Tuesday, January 24, 2017

EPIPHANY IV 2017

Madonna of Humility - Masaccio
God says through the prophet Isaiah 'My ways are not yours, or my thoughts your thoughts'. All the readings for this week make the same point either explicitly or by implication. Through the prophet Micah, God rejects the costly and elaborate practices of animal sacrifice that are undertaken as 'worship', and replaces them with a simple demand - that worshipers 'do justice, love kindness, and walk humbly with God'. How can there be any problem about preferring this instruction? The answer is that human beings find it far easier to give money and materials, even in large amounts, than to walk justly, kindly and humbly.

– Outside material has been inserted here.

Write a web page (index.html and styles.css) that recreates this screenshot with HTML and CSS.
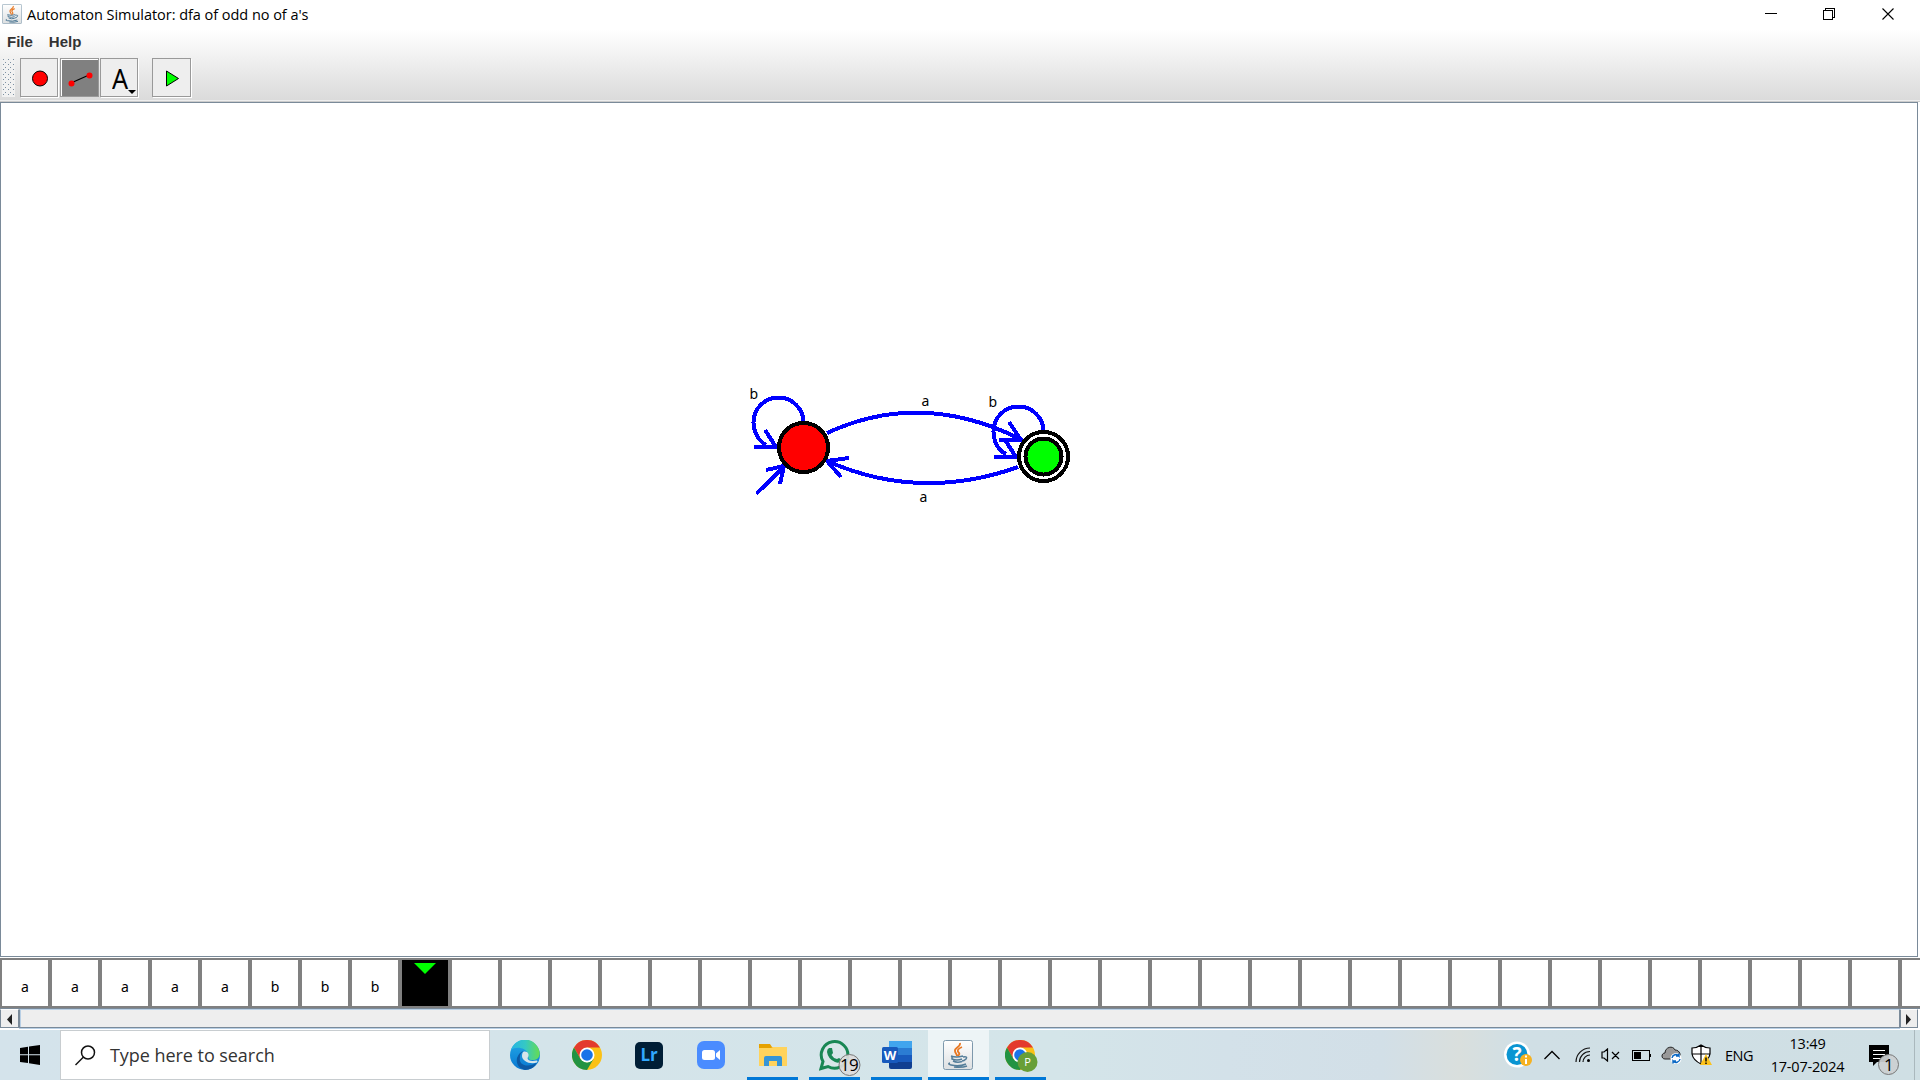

That is because such a manner of life flies in the face of our most obvious goals and aspirations -- to live in prosperity, achieve things we can be proud of, defend our rights, and control our own lives.

It is with assumptions like these in mind that Paul acknowledges just how 'foolish' the Christian Gospel can sound. He reminds the Christians at Corinth that 'God chose what is low and despised in the world, things that are not, to reduce to nothing things that are, so that no one might boast in the presence of God'. Most of the people he was addressing were poor and socially insignificant, and for them this implies encouragement. 'Consider your own call, brothers and sisters', Paul says: 'not many of you were wise by human standards, not many were powerful, not many were of noble birth. But God chose what is foolish in the world to shame the wise; God chose what is weak in the world to shame the strong'.


Sermon on the Mount - James Tissot
Jesus in the Gospel passage from Matthew goes even further and calls such people 'Blessed'. Indeed the rhetorical force of this list of 'Beatitudes' lies precisely in its systematic reversal of the values we commonly uphold and subscribe to. This cannot but raise a critical issue. What encouragement can we who are relatively rich, successful and powerful find in these passages?

It is a fact of experience that poverty can brutalize as well as liberate. It is thus possible for prosperity to be a blessing -- but only insofar as it enables the the well-to-do to care about justice and to act in kindlier ways more easily than people bowed down by poverty, illness or grief. Far greater difficulty lies in 'walking humbly', which is to say, giving up on pride. Yet as the verses from Psalm 15 make plain, humility is key to dwelling on God's holy hill.